Domain Expert and Local Deliverer
It should be clear to students whether the "in-house" teachers are "experts" or "facilitators". Each ATOM has a domain expert. The lecturer delivering the ATOM to his/her students need not be an expert in the subject. It is useful if the students are made aware of whether the lecturer will be "facilitating" and not teaching and that the subject will involve "resource-based" learning utilising the ATOM Web-based resources and a domain expert.
Collaboration between Students from different Universities
One of the ATOMs involved students at two Universities. Comments from students at both universities indicated some rivalry and comparison was also used in the feedback. Although this can be a good thing, we have to be careful to avoid the collaborations discouraging some students from actively participating.
The Integration of ATOMs into Courses
ATOMs are discrete units. The point has been raised that ATOMs could fragment a course reducing the possibility of relating that topic to other parts of the course. This could be a problem especially if several are used. It is something that we should be aware of and should discuss. Students being required to write a report involving the topics studied on two ATOMs appeared to be successful at one University.

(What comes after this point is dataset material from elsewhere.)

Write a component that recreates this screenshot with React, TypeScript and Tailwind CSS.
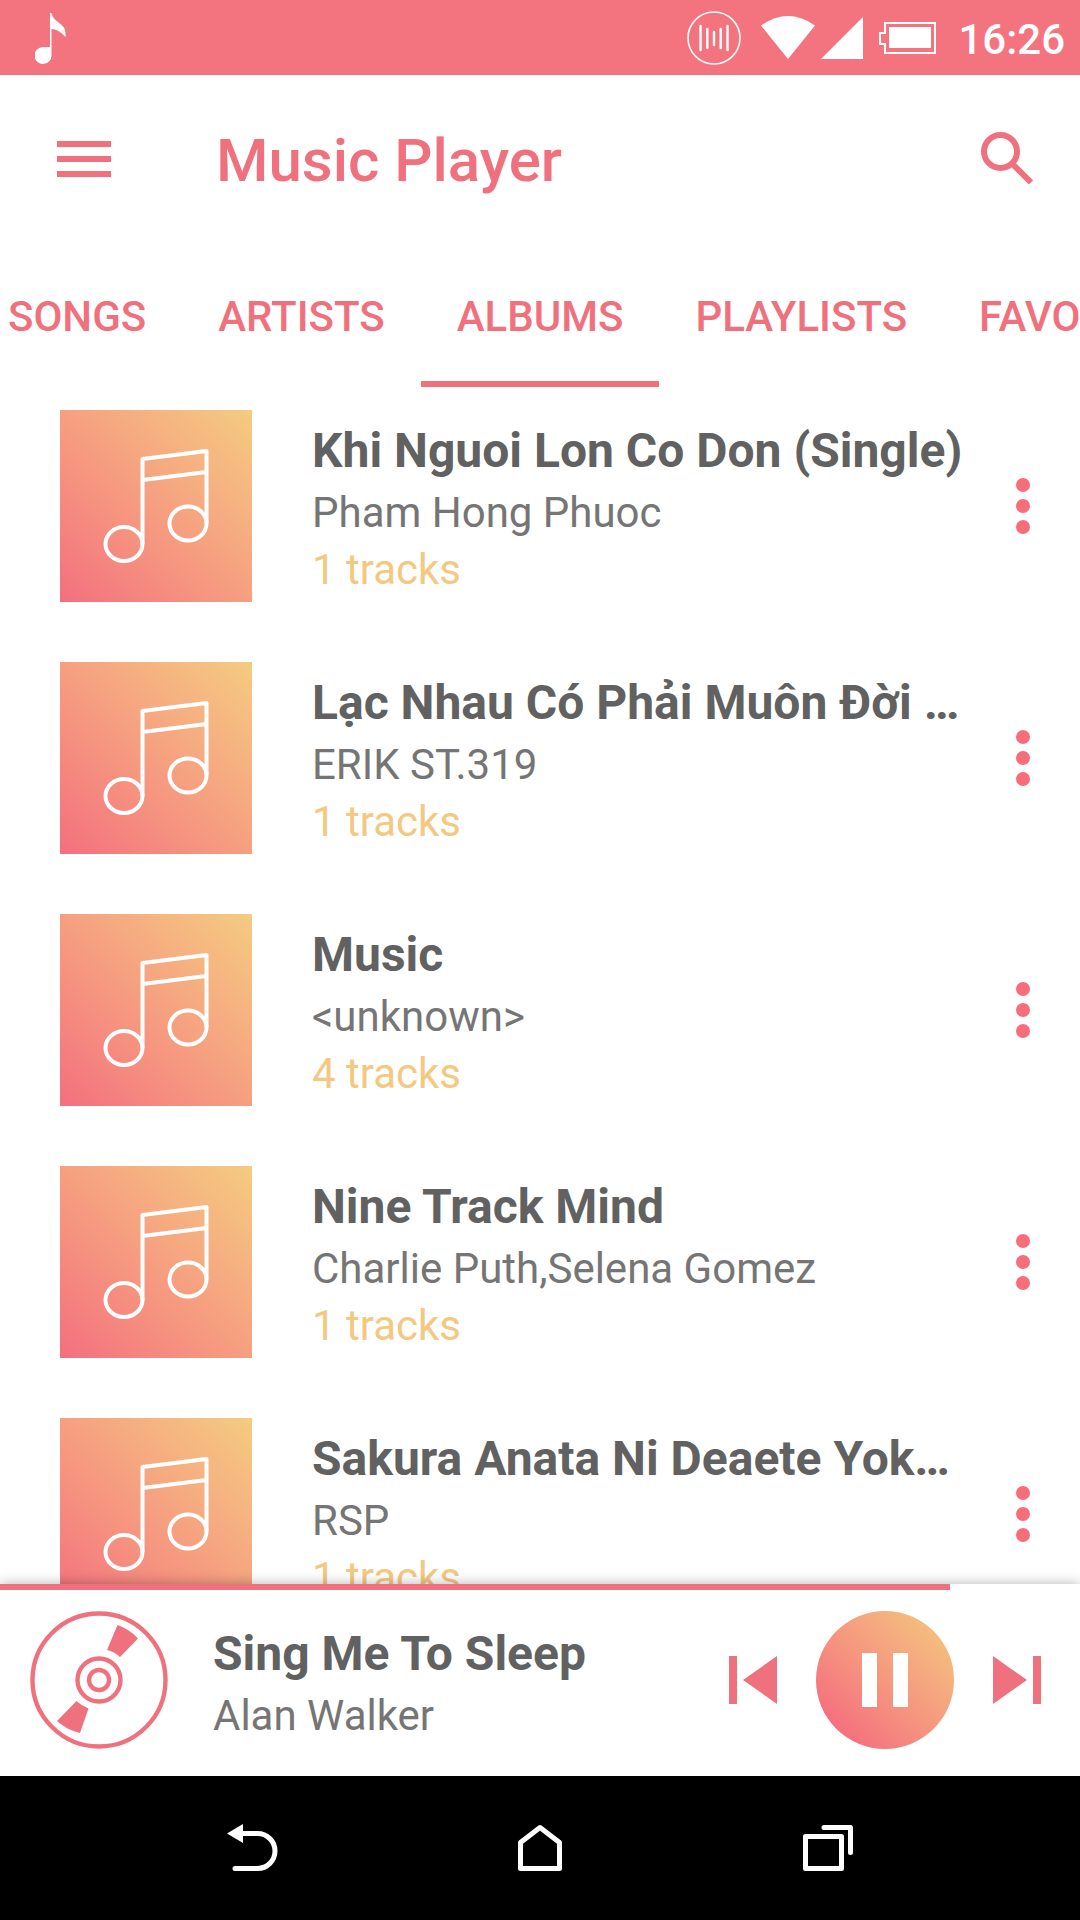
import { useState } from "react";

type Album = {
    title: string;
    artist: string;
    tracks: number;
};

const albums: Album[] = [
    { title: "Khi Nguoi Lon Co Don (Single)", artist: "Pham Hong Phuoc", tracks: 1 },
    { title: "Lạc Nhau Có Phải Muôn Đời …", artist: "ERIK ST.319", tracks: 1 },
    { title: "Music", artist: "<unknown>", tracks: 4 },
    { title: "Nine Track Mind", artist: "Charlie Puth,Selena Gomez", tracks: 1 },
    { title: "Sakura Anata Ni Deaete Yok…", artist: "RSP", tracks: 1 },
];

const tabs = ["SONGS", "ARTISTS", "ALBUMS", "PLAYLISTS", "FAVORITES"];

const StatusBar = () => {
    return (
        <div className="flex h-[75px] shrink-0 items-center bg-[#f3737e] pr-[15px] pl-[35px] text-white">
            <svg width="32" height="54" viewBox="0 0 32 54" fill="currentColor" className="mr-auto">
                <path d="M15 2h1.500c2 10 14 10 14 20v4c-4-4-8-8-14-8v26a8.500 8.500 0 1 1-8.500-8h7z" />
            </svg>
            <svg width="54" height="54" viewBox="0 0 54 54" fill="none" stroke="currentColor" strokeLinecap="round">
                <circle cx="27" cy="27" r="26" strokeWidth="1.600" />
                <path d="M13.500 15v24M20.300 18v19M27 21v13M33.700 18v19M40.500 15v24" strokeWidth="2.400" />
            </svg>
            <svg width="54" height="43" viewBox="0 0 54 43" fill="currentColor" className="ml-5">
                <path d="M0 9.500Q27-9.500 54 9.500L27 43z" />
            </svg>
            <svg width="42" height="42" viewBox="0 0 42 42" fill="currentColor" className="ml-1.5">
                <path d="M42 0v42H0z" />
            </svg>
            <svg width="57" height="32" viewBox="0 0 57 32" className="ml-4">
                <path d="M6 1h50v30H6v-9H1V11h5z" fill="none" stroke="currentColor" strokeWidth="2" />
                <path d="M10 5h42v21H10z" fill="currentColor" />
            </svg>
            <span className="ml-[22px] pt-1 text-[42px] leading-[48px] font-medium">16:26</span>
        </div>
    );
};

const AlbumArt = () => {
    return (
        <div className="size-[192px] shrink-0 bg-linear-to-tr from-[#f36f7e] to-[#f4cb80]">
            <svg viewBox="0 0 192 192" fill="none" stroke="white" strokeWidth="4" strokeLinejoin="round">
                <ellipse cx="64" cy="134" rx="18.500" ry="17" />
                <ellipse cx="128" cy="113.500" rx="18.500" ry="17" />
                <path d="M82.500 134V49L146.500 41v72M82.500 70l64-8" />
            </svg>
        </div>
    );
};

const AlbumRow = ({ album }: { album: Album }) => {
    return (
        <li className="flex items-center pr-[39px] pl-[60px]">
            <AlbumArt />
            <div className="ml-[60px] min-w-0 flex-1 pt-1">
                <h2 className="truncate text-[48px] leading-[66px] font-bold text-[#616161]">{album.title}</h2>
                <p className="truncate text-[42px] leading-[57px] text-[#757575]">{album.artist}</p>
                <p className="text-[42px] leading-[57px] text-[#f3c982]">{album.tracks} tracks</p>
            </div>
            <button aria-label={`Options for ${album.title}`} className="ml-2 flex w-9 shrink-0 justify-center">
                <svg width="14" height="56" viewBox="0 0 14 56" fill="#f76d7a">
                    <circle cx="7" cy="7" r="7" />
                    <circle cx="7" cy="28" r="7" />
                    <circle cx="7" cy="49" r="7" />
                </svg>
            </button>
        </li>
    );
};

const PlayerBar = () => {
    const [playing, setPlaying] = useState(true);
    const progress = 88;

    return (
        <footer className="relative flex h-[192px] shrink-0 items-center bg-white pr-[39px] pl-[30px] text-[#f0717e] shadow-[0_0_12px_rgba(0,0,0,0.3)]">
            <div className="absolute inset-x-0 top-0 h-1.5 bg-white">
                <div className="h-full bg-[#f0717e]" style={{ width: `${progress}%` }} />
            </div>
            <svg width="138" height="138" viewBox="0 0 138 138" fill="none" stroke="currentColor" strokeWidth="4.400" className="shrink-0">
                <circle cx="69" cy="69" r="66.500" />
                <circle cx="69" cy="69" r="21.500" />
                <circle cx="69" cy="69" r="10" />
                <path d="M87.500 14q12 4 20.500 13.500L90 46q-5-5-13-7zM50 122q-13-3-23-12L46.500 90q5 5 12 7.500z" fill="currentColor" stroke="none" />
            </svg>
            <div className="ml-[45px] min-w-0 flex-1 pt-1">
                <h2 className="truncate text-[48px] leading-[66px] font-bold text-[#616161]">Sing Me To Sleep</h2>
                <p className="truncate text-[42px] leading-[57px] text-[#757575]">Alan Walker</p>
            </div>
            <div className="flex shrink-0 items-center gap-[39px]">
                <button aria-label="Previous">
                    <svg width="48" height="48" viewBox="0 0 48 48" fill="currentColor">
                        <path d="M0 0h8v48H0zM48 0v48L14 24z" />
                    </svg>
                </button>
                <button
                    aria-label={playing ? "Pause" : "Play"}
                    onClick={() => setPlaying(!playing)}
                    className="flex size-[138px] items-center justify-center rounded-full bg-linear-to-tr from-[#f4707e] from-15% to-[#f3c17f] to-90% text-white"
                >
                    <svg width="46" height="54" viewBox="0 0 46 54" fill="currentColor">
                        {playing ? <path d="M0 0h15v54H0zM31 0h15v54H31z" /> : <path d="M4 0l42 27L4 54z" />}
                    </svg>
                </button>
                <button aria-label="Next">
                    <svg width="48" height="48" viewBox="0 0 48 48" fill="currentColor">
                        <path d="M40 0h8v48h-8zM0 0v48l34-24z" />
                    </svg>
                </button>
            </div>
        </footer>
    );
};

const NavigationBar = () => {
    return (
        <nav className="grid h-36 shrink-0 grid-cols-3 place-items-center bg-black px-[10%] text-white">
            <button aria-label="Back">
                <svg width="52" height="48" viewBox="0 0 52 48" fill="none" stroke="currentColor" strokeWidth="5" strokeLinecap="round">
                    <path d="M14 9.500h17.500a17.500 17.500 0 0 1 0 35H9" />
                    <path d="M1 9.500L17 0v19z" fill="currentColor" stroke="none" />
                </svg>
            </button>
            <button aria-label="Home">
                <svg width="44" height="48" viewBox="0 0 44 48" fill="none" stroke="currentColor" strokeWidth="5" strokeLinejoin="round">
                    <path d="M2.500 44.500v-26L22 3.500l19.500 15v26z" />
                </svg>
            </button>
            <button aria-label="Recent apps">
                <svg width="50" height="48" viewBox="0 0 50 48" fill="none" stroke="currentColor" strokeWidth="5" strokeLinecap="round" strokeLinejoin="round">
                    <path d="M2.500 12.500h36v32h-36zM21 3.500h26.500v25" />
                </svg>
            </button>
        </nav>
    );
};

export default function App() {
    const [activeTab, setActiveTab] = useState("ALBUMS");

    return (
        <div className="flex h-screen flex-col overflow-hidden bg-white font-['Roboto',sans-serif]">
            <StatusBar />
            <header className="flex h-[168px] shrink-0 items-center pr-[47px] pl-[57px] text-[#f0717e]">
                <button aria-label="Open menu">
                    <svg width="54" height="36" viewBox="0 0 54 36" fill="currentColor">
                        <path d="M0 0h54v6H0zM0 15h54v6H0zM0 30h54v6H0z" />
                    </svg>
                </button>
                <h1 className="ml-[105px] flex-1 pt-1 text-[60px] leading-[72px] font-medium">Music Player</h1>
                <button aria-label="Search">
                    <svg width="52" height="54" viewBox="0 0 52 54" fill="none" stroke="currentColor" strokeWidth="6">
                        <circle cx="19.500" cy="19.500" r="16.500" />
                        <path d="M32.500 33L50 50.500" />
                    </svg>
                </button>
            </header>
            <div role="tablist" className="-ml-7 flex h-36 shrink-0 overflow-hidden">
                {tabs.map((tab) => (
                    <button
                        key={tab}
                        role="tab"
                        aria-selected={tab === activeTab}
                        onClick={() => setActiveTab(tab)}
                        className={`shrink-0 border-y-[6px] border-t-transparent px-9 pt-0.5 text-[42px] font-medium text-[#f0717e] ${tab === activeTab ? "border-b-[#f0717e]" : "border-b-transparent"}`}
                    >
                        {tab}
                    </button>
                ))}
            </div>
            <main className="min-h-0 flex-1 overflow-hidden">
                <ul className="flex flex-col gap-[60px] pt-[23px]">
                    {albums.map((album) => (
                        <AlbumRow key={album.title} album={album} />
                    ))}
                </ul>
            </main>
            <PlayerBar />
            <NavigationBar />
        </div>
    );
}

Many of these points will seem obvious to readers, not so much from hindsight but because they are familiar points in the education literature. They are often rather less familiar to higher education teachers, who seldom or never read that literature, and who have very many such practical details to deal with in delivering any course (another reason for calling them "management" issues). This suggests that many gains in learning and teaching quality might be made, not by technical and pedagogical innovation, but by attention to best practice at this management level, backed by integrative evaluation to detect and feed back those points that emerge strongly as issues in each particular case.